Autre difficulté : le fait de devoir refuser des prises en charge faute d'une capacité d'accueil suffisante. Actuellement, chaque travailleur social suit 10, 12, voire 15 personnes par mois. Une charge de travail extrêmement lourde sur une période aussi courte. « Le problème c'est que nous sommes en situation bloquée, déplore Jean-Marie Thiedey, nous avons du mal à faire sortir les gens dans de bonnes conditions alors que les demandes affluent de toutes parts. L'an dernier, 95 institutions différentes nous ont adressé des candidats.
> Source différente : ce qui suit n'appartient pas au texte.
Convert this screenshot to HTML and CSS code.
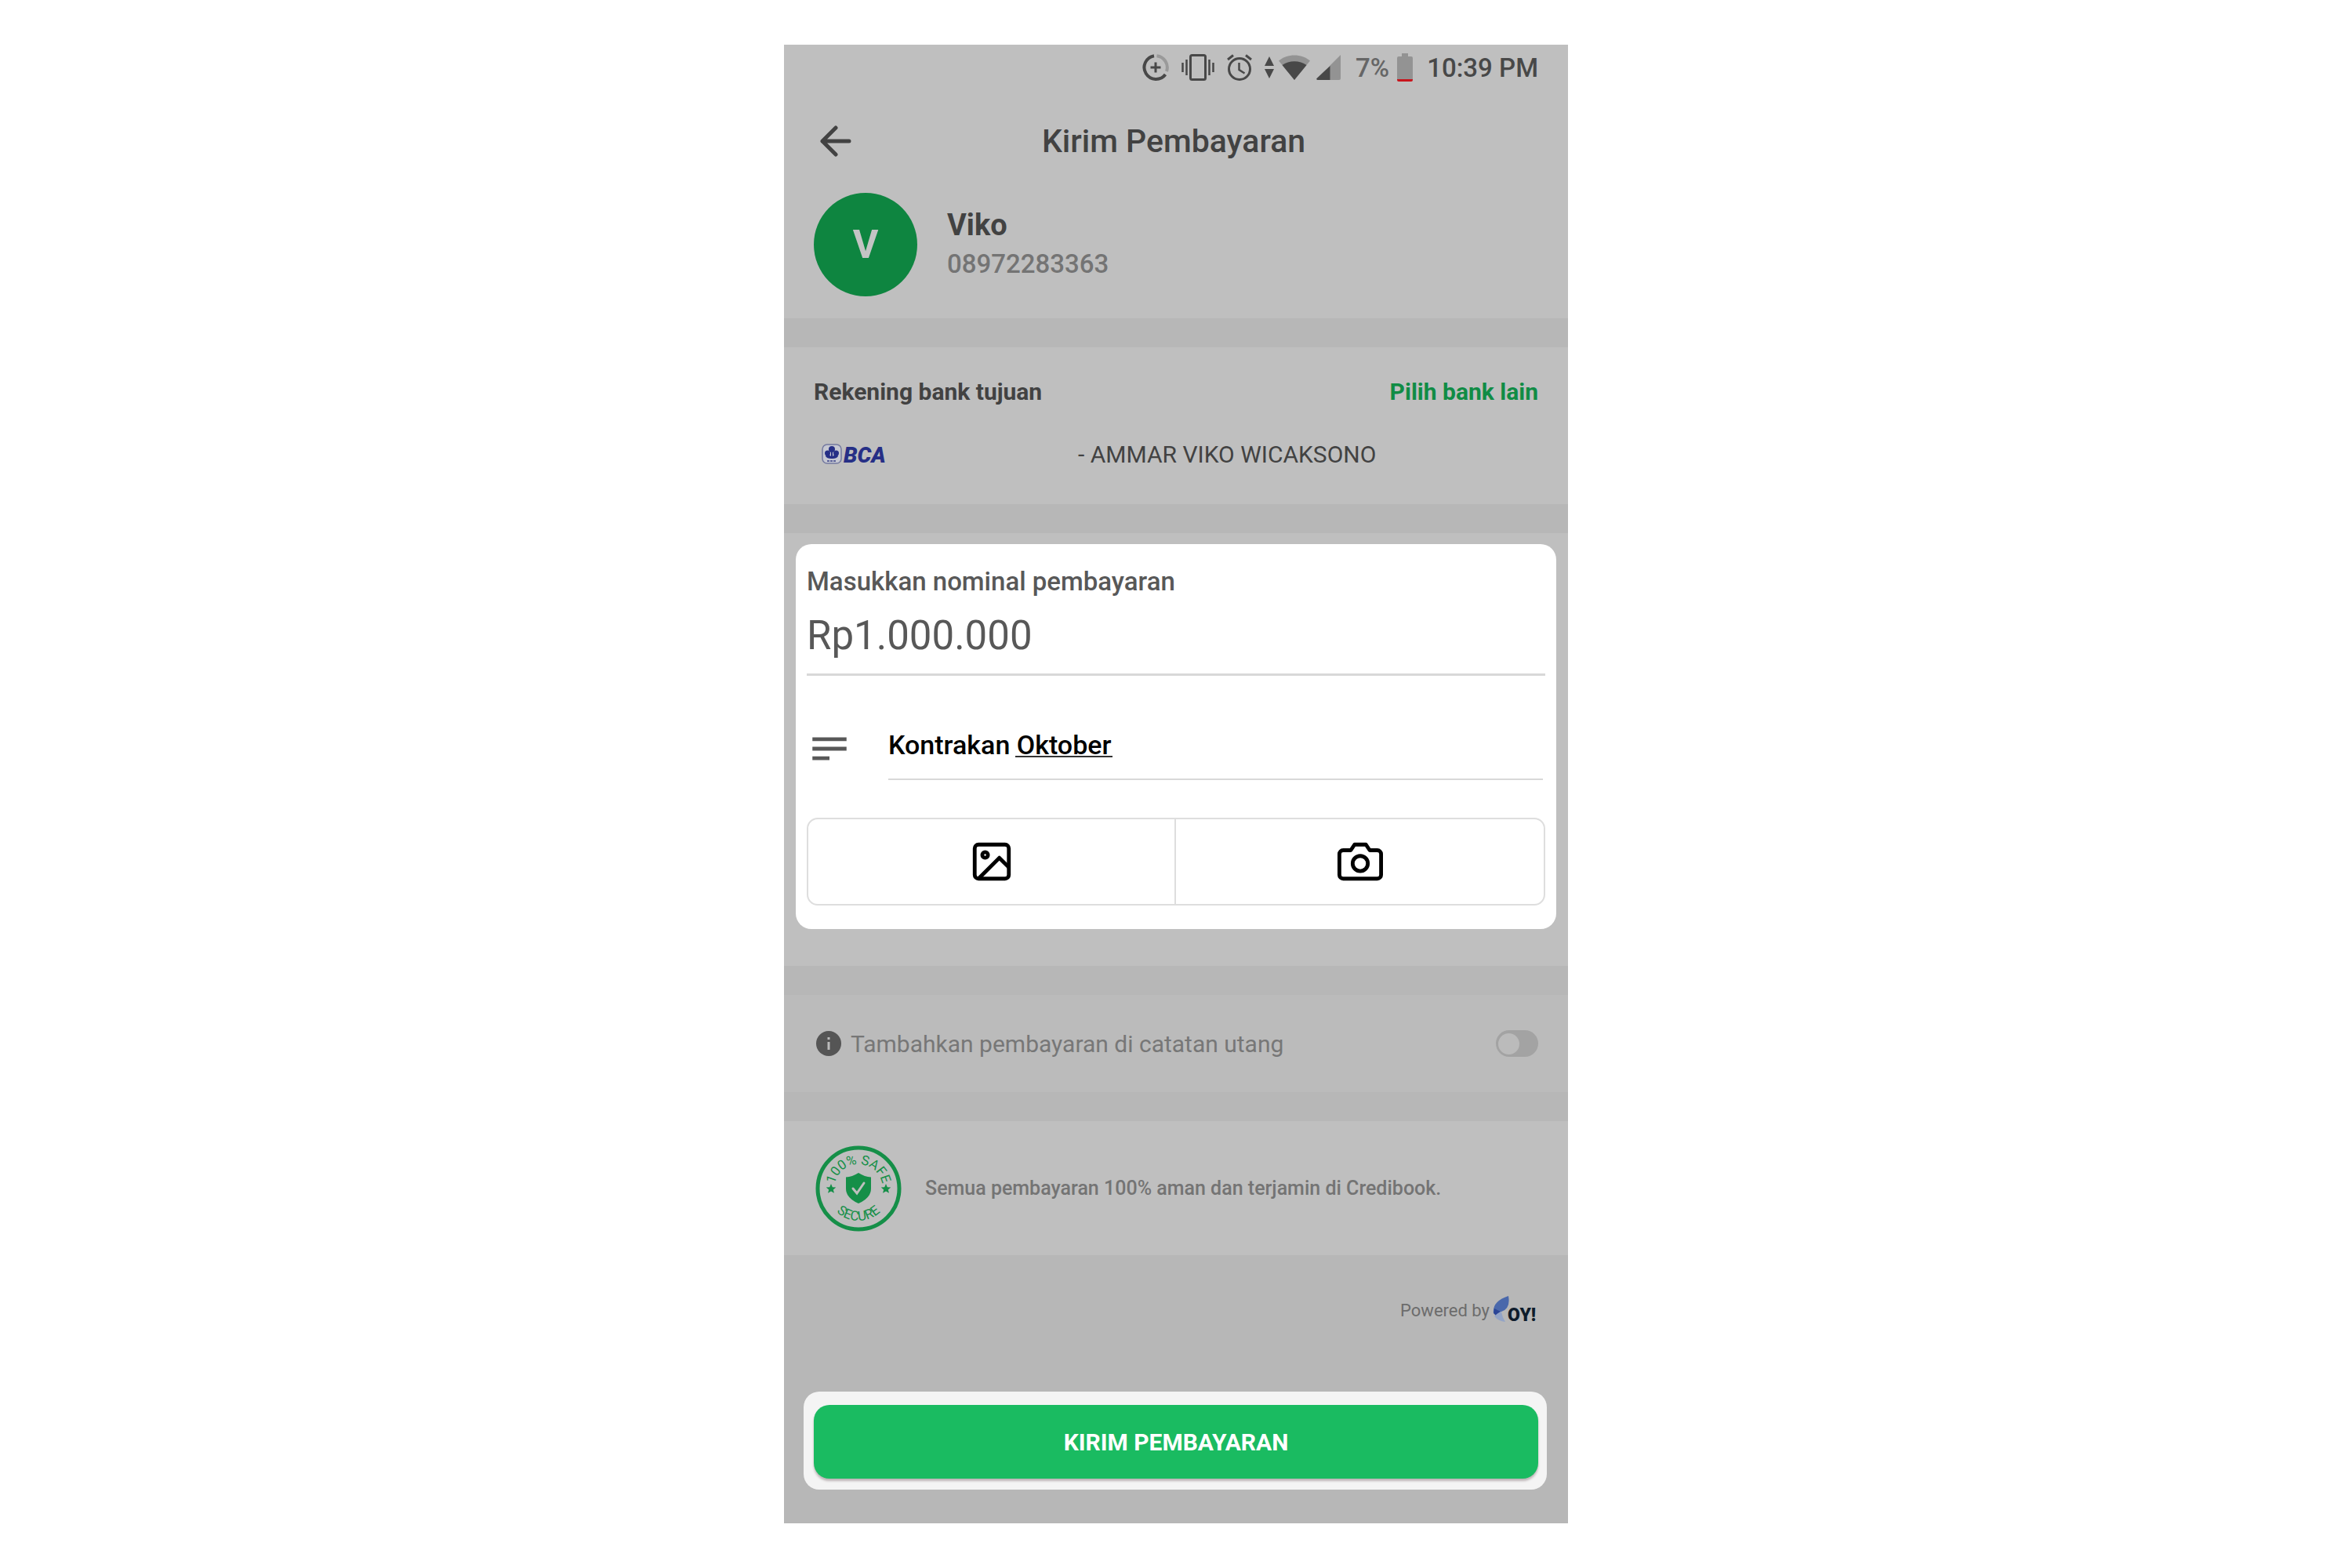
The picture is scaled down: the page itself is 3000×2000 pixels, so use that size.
FILE: index.html
```html
<!DOCTYPE html>
<html lang="id">
  <head>
    <meta charset="utf-8" />
    <title>Kirim Pembayaran</title>
    <link rel="stylesheet" href="styles.css">
  </head>

  <body>
    <div class="phone">
      <div class="status">
        <svg class="ic-saver" width="34" height="34" viewBox="0 0 34 34" fill="none" stroke="#484848" stroke-width="4">
          <path d="M15 2.2A15 15 0 1 0 29.5 26" />
          <path d="M18.5 2.2A15 15 0 0 1 31 22" stroke="#9a9a9a" />
          <path d="M17 10.5v13M10.5 17h13" stroke-width="3" />
        </svg>
        <svg class="ic-vibrate" width="42" height="36" viewBox="0 0 42 36" fill="none" stroke="#484848">
          <rect x="11.5" y="2.5" width="19" height="31" rx="2" stroke-width="3" />
          <path d="M6.5 8v20M35.5 8v20" stroke-width="2.5" />
          <path d="M1.5 12v12M40.5 12v12" stroke-width="2.5" />
        </svg>
        <svg class="ic-alarm" width="32" height="36" viewBox="0 0 32 36" fill="none" stroke="#484848" stroke-width="3">
          <circle cx="16" cy="20" r="13.5" />
          <path d="M15.5 12v9l7 4.5" stroke-width="2.5" />
          <path d="M1 8l7-5.5M31 8l-7-5.5" />
        </svg>
        <svg class="ic-data" width="12" height="28" viewBox="0 0 12 28" fill="#484848">
          <path d="M6 0l6 12H0zM6 28l6-12H0z" />
        </svg>
        <svg class="ic-wifi" width="40" height="34" viewBox="0 0 40 34">
          <path d="M20 33L0 8.5C11-1 29-1 40 8.5z" fill="#939393" />
          <path d="M20 33L4.5 14C13 7.5 27 7.5 35.5 14z" fill="#484848" />
        </svg>
        <svg class="ic-signal" width="31" height="32" viewBox="0 0 31 32">
          <path d="M31 0v30a2 2 0 0 1-2 2H17V14z" fill="#939393" />
          <path d="M17.5 14v18H1.5Q-1 31 1 29.5z" fill="#484848" />
        </svg>
        <span class="percent">7%</span>
        <svg class="ic-battery" width="20" height="36" viewBox="0 0 20 36">
          <path d="M6 0h8v4h4a2 2 0 0 1 2 2v27H0V6a2 2 0 0 1 2-2h4z" fill="#939393" />
          <path d="M0 33h20v1a2 2 0 0 1-2 2H2a2 2 0 0 1-2-2z" fill="#c8141c" />
        </svg>
        <span class="time">10:39 PM</span>
      </div>

      <header class="header">
        <button class="back" aria-label="Kembali">
          <svg width="40" height="40" viewBox="0 0 40 40" fill="none" stroke="#424242" stroke-width="5" stroke-linecap="round" stroke-linejoin="round">
            <path d="M37 20H3M20 3L3 20l17 17" />
          </svg>
        </button>
        <h1>Kirim Pembayaran</h1>
      </header>

      <section class="contact">
        <div class="avatar">V</div>
        <div>
          <div class="name">Viko</div>
          <div class="number">08972283363</div>
        </div>
      </section>

      <section class="bank">
        <div class="bank-head">
          <h2>Rekening bank tujuan</h2>
          <a href="#">Pilih bank lain</a>
        </div>
        <div class="bank-row">
          <svg class="bca" width="88" height="34" viewBox="0 0 88 34">
            <rect x="1" y="4" width="24" height="24" rx="6" fill="#c6c8d2" stroke="#7479a0" stroke-width="1.5" />
            <g fill="#262f86">
              <circle cx="13" cy="10" r="4" />
              <circle cx="7.5" cy="15" r="3.5" />
              <circle cx="18.5" cy="15" r="3.5" />
              <path d="M12 12h2v7l5-4 2 4q-2 3-7 3h-2q-5 0-7-3l2-4 5 4z" />
            </g>
            <path d="M7 25h12" stroke="#5c629a" stroke-width="2" stroke-dasharray="3 1" />
            <text class="bca-text" x="28" y="27">BCA</text>
          </svg>
          <span class="owner">- AMMAR VIKO WICAKSONO</span>
        </div>
      </section>

      <section class="payment">
        <div class="card">
          <label for="amount">Masukkan nominal pembayaran</label>
          <input class="amount" id="amount" type="text" value="Rp1.000.000" />
          <div class="note">
            <svg width="58" height="58" viewBox="0 0 24 24" fill="#585858">
              <path d="M3 6h18v2H3zM3 11h18v2H3zM3 16h9v2H3z" />
            </svg>
            <div class="note-box">
              <input id="note" type="text" value="Kontrakan Oktober" aria-label="Catatan" spellcheck="false" />
              <span class="typing"></span>
            </div>
          </div>
          <div class="attach">
            <button aria-label="Galeri">
              <svg width="58" height="58" viewBox="0 0 24 24" fill="none" stroke="#000" stroke-width="2" stroke-linejoin="round">
                <rect x="3" y="3" width="18" height="18" rx="2" />
                <circle cx="8.5" cy="8.5" r="1.5" />
                <path d="M21 15l-5-5L5 21" />
              </svg>
            </button>
            <button aria-label="Kamera">
              <svg width="58" height="58" viewBox="0 0 24 24" fill="none" stroke="#000" stroke-width="2" stroke-linejoin="round">
                <path d="M23 19a2 2 0 0 1-2 2H3a2 2 0 0 1-2-2V8a2 2 0 0 1 2-2h4l2-3h6l2 3h4a2 2 0 0 1 2 2z" />
                <circle cx="12" cy="13" r="4" />
              </svg>
            </button>
          </div>
        </div>
      </section>

      <section class="debt">
        <svg width="32" height="32" viewBox="0 0 32 32">
          <circle cx="16" cy="16" r="16" fill="#555" />
          <path d="M16 14v10M16 8v3" stroke="#bbb" stroke-width="3" />
        </svg>
        <label for="debt">Tambahkan pembayaran di catatan utang</label>
        <input class="switch" id="debt" type="checkbox" />
      </section>

      <section class="safe">
        <svg width="110" height="110" viewBox="0 0 110 110">
          <defs>
            <path id="arc-top" d="M24 55a31 31 0 0 1 62 0" />
            <path id="arc-bottom" d="M14 55a41 41 0 0 0 82 0" />
          </defs>
          <circle cx="55" cy="55" r="52" fill="none" stroke="#158f48" stroke-width="5" />
          <g fill="#158f48">
            <path d="M55 35q8 5 16 5.5V55q0 12-16 19-16-7-16-19V40.5Q47 40 55 35z" />
            <path id="star" d="M20 49l1.8 4.2 4.5.3-3.5 2.9 1.2 4.4-4-2.4-4 2.4 1.2-4.4-3.5-2.9 4.5-.3z" />
            <use href="#star" x="70" />
          </g>
          <path d="M48 55l5 6 9-13" fill="none" stroke="#bfbfbf" stroke-width="3" stroke-linecap="round" />
          <text class="badge-text"><textPath href="#arc-top" startOffset="50%">100% SAFE</textPath></text>
          <text class="badge-text"><textPath href="#arc-bottom" startOffset="50%">SECURE</textPath></text>
        </svg>
        <p>Semua pembayaran 100% aman dan terjamin di Credibook.</p>
      </section>

      <footer class="footer">
        <div class="powered">
          <span>Powered by</span>
          <svg width="62" height="42" viewBox="0 -3 62 42">
            <path d="M1 22Q-1 7 20 0q3 16-9 20Q5 21 1 22z" fill="#4a68ab" />
            <path d="M1 22l1-6 8 4-6 5z" fill="#2b4596" />
            <path d="M2 26q5-5 9-6 1 7 5 13Q7 32 2 26z" fill="#93a4c6" />
            <text class="oy-text" x="19" y="32">OY!</text>
          </svg>
        </div>
        <div class="submit">
          <button>KIRIM PEMBAYARAN</button>
        </div>
      </footer>
    </div>
  </body>
</html>
```

FILE: styles.css
```css
* {
  box-sizing: border-box;
}

body {
  margin: 0;
  background-color: #fff;
  font-family: Roboto, "Liberation Sans", sans-serif;
  font-weight: 500;
  color: #424242;
}

button,
input {
  font: inherit;
  color: inherit;
  margin: 0;
  padding: 0;
  border: 0;
  background: none;
}

svg {
  display: block;
  flex: none;
}

h1,
h2,
p {
  margin: 0;
}

.phone {
  max-width: 1000px;
  margin: 57px auto;
  background-color: #bfbfbf;
}

/* status bar */
.status {
  display: flex;
  align-items: center;
  justify-content: flex-end;
  height: 58px;
  padding: 0 38px;
  font-size: 33px;
  color: #484848;
}

.ic-vibrate {
  margin-left: 16px;
}

.ic-alarm {
  margin-left: 16px;
}

.ic-data {
  margin-left: 16px;
}

.ic-wifi {
  margin-left: 6px;
}

.ic-signal {
  margin-left: 8px;
}

.percent {
  margin-left: 19px;
  color: #666;
}

.ic-battery {
  margin-left: 10px;
}

.time {
  margin-left: 18px;
}

/* title and contact */
.header {
  display: grid;
  grid-template-columns: 40px 1fr 40px;
  align-items: center;
  height: 130px;
  padding: 0 52px 0 46px;
}

.back {
  width: 40px;
  height: 40px;
}

.header h1 {
  font-size: 41px;
  font-weight: 500;
  text-align: center;
}

.contact {
  display: flex;
  align-items: center;
  gap: 38px;
  padding: 1px 38px 28px;
}

.avatar {
  display: flex;
  align-items: center;
  justify-content: center;
  width: 132px;
  height: 132px;
  border-radius: 50%;
  background-color: #0e8540;
  color: #c4c4c4;
  font-size: 50px;
  font-weight: 700;
}

.name {
  font-size: 38px;
  font-weight: 700;
  line-height: 50px;
}

.number {
  font-size: 33px;
  line-height: 50px;
  color: #747474;
}

/* bank account */
.bank {
  height: 274px;
  padding: 40px 38px 0;
  border-top: 37px solid #b7b7b7;
  border-bottom: 37px solid #b7b7b7;
}

.bank-head {
  display: flex;
  justify-content: space-between;
  font-size: 30px;
  line-height: 34px;
}

.bank-head h2 {
  font-size: 30px;
  font-weight: 700;
}

.bank-head a {
  color: #108c45;
  font-weight: 700;
  text-decoration: none;
}

.bank-row {
  display: flex;
  align-items: center;
  gap: 239px;
  margin-top: 46px;
  padding-left: 10px;
  font-size: 30px;
  line-height: 34px;
}

.bca-text {
  font-size: 28px;
  font-weight: 900;
  font-style: italic;
  fill: #262f86;
}

.owner {
  font-weight: 400;
}

/* highlighted form */
.payment {
  padding: 14px 15px 47px;
  border-bottom: 37px solid #b7b7b7;
}

.card {
  padding: 28px 14px 30px;
  border-radius: 20px;
  background-color: #fff;
  color: #585858;
}

.card label {
  display: block;
  font-size: 33px;
  line-height: 40px;
}

.amount {
  display: block;
  width: 100%;
  height: 100px;
  border-bottom: 3px solid #d8d8d8;
  font-size: 51px;
  font-weight: 400;
}

.note {
  display: flex;
  align-items: center;
  gap: 46px;
  padding: 53px 3px 48px 0;
}

.note-box {
  position: relative;
  flex: 1;
}

.note-box input {
  width: 100%;
  height: 80px;
  padding-bottom: 8px;
  border-bottom: 2px solid #d8d8d8;
  font-size: 34px;
  color: #000;
}

/* line under the word that is being typed */
.typing {
  position: absolute;
  top: 49px;
  left: 162px;
  width: 124px;
  height: 2px;
  background-color: #333;
}

.attach {
  display: grid;
  grid-template-columns: 1fr 1fr;
  height: 112px;
  border: 2px solid #dedede;
  border-radius: 14px;
}

.attach button {
  display: flex;
  align-items: center;
  justify-content: center;
}

.attach button:first-child {
  border-right: 2px solid #dedede;
}

/* debt switch */
.debt {
  display: flex;
  align-items: center;
  gap: 12px;
  height: 161px;
  padding: 0 38px 0 41px;
  border-bottom: 37px solid #b7b7b7;
  background-color: #bbb;
  font-size: 30px;
  font-weight: 400;
  color: #777;
}

.debt label {
  flex: 1;
}

.switch {
  display: flex;
  align-items: center;
  appearance: none;
  width: 54px;
  height: 34px;
  padding: 3px;
  border-radius: 17px;
  background-color: #a3a3a3;
}

.switch::before {
  content: "";
  width: 27px;
  height: 27px;
  border-radius: 50%;
  background-color: #bbb;
}

.switch:checked {
  justify-content: flex-end;
  background-color: #108c45;
}

.safe {
  display: flex;
  align-items: center;
  gap: 30px;
  height: 171px;
  padding: 0 40px;
  font-size: 25px;
  color: #747474;
}

.badge-text {
  font-size: 17px;
  font-weight: 400;
  text-anchor: middle;
  fill: #158f48;
}

/* footer */
.footer {
  padding: 49px 27px 43px 25px;
  background-color: #b7b7b7;
}

.powered {
  display: flex;
  align-items: center;
  justify-content: flex-end;
  gap: 4px;
  padding-right: 7px;
  font-size: 22px;
  font-weight: 400;
  color: #6c6c6c;
}

.oy-text {
  font-size: 23px;
  font-weight: 900;
  fill: #0e1c2b;
}

.submit {
  margin-top: 83px;
  padding: 17px 11px 14px 13px;
  border-radius: 20px;
  background-color: #f4f4f4;
}

.submit button {
  width: 100%;
  height: 94px;
  border-radius: 20px;
  background-color: #1abb61;
  box-shadow: 0 3px 3px #bdb4b6;
  color: #fff;
  font-size: 30px;
  font-weight: 700;
}
```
Pour faire face, il faudrait au moins doubler notre capacité. » Conséquence de cette situation : une rigidification du fonctionnement. « Si nous avons quatre places disponibles, explique un travailleur social , elles sont attribuées aux quatre premières personnes qui se manifestent. C'est la moins mauvaise formule. Auparavant, nous prenions des réservations, comme ça ceux qui appelaient à l'avance étaient sûrs d'avoir une place. Mais ça devenait un système de privilèges. » La rançon du succès, certes, mais cette situation n'est guère confortable pour l'équipe qui compte interpeller les associations fondatrices sur ce problème crucial. Faut-il renforcer l'effectif en personnel ? Pourquoi pas. Une autre solution consisterait à déconcentrer l'Estran avec la création d'antennes dans plusieurs départements d'Ile-de-France. A condition que le financeur, c'est-à-dire l'Etat, soit d'accord.

Jérôme Vachon

Notes

(1)  L'Estran : 10, rue Ambroise-Thomas - 75009 Paris - Tél. 01 53 24 92 20.

(2)  L'APCARS, l'ARAPEJ-Ile-de-France, l'Aurore, l'ACSC-Cité Saint-Martin et Le Verlan.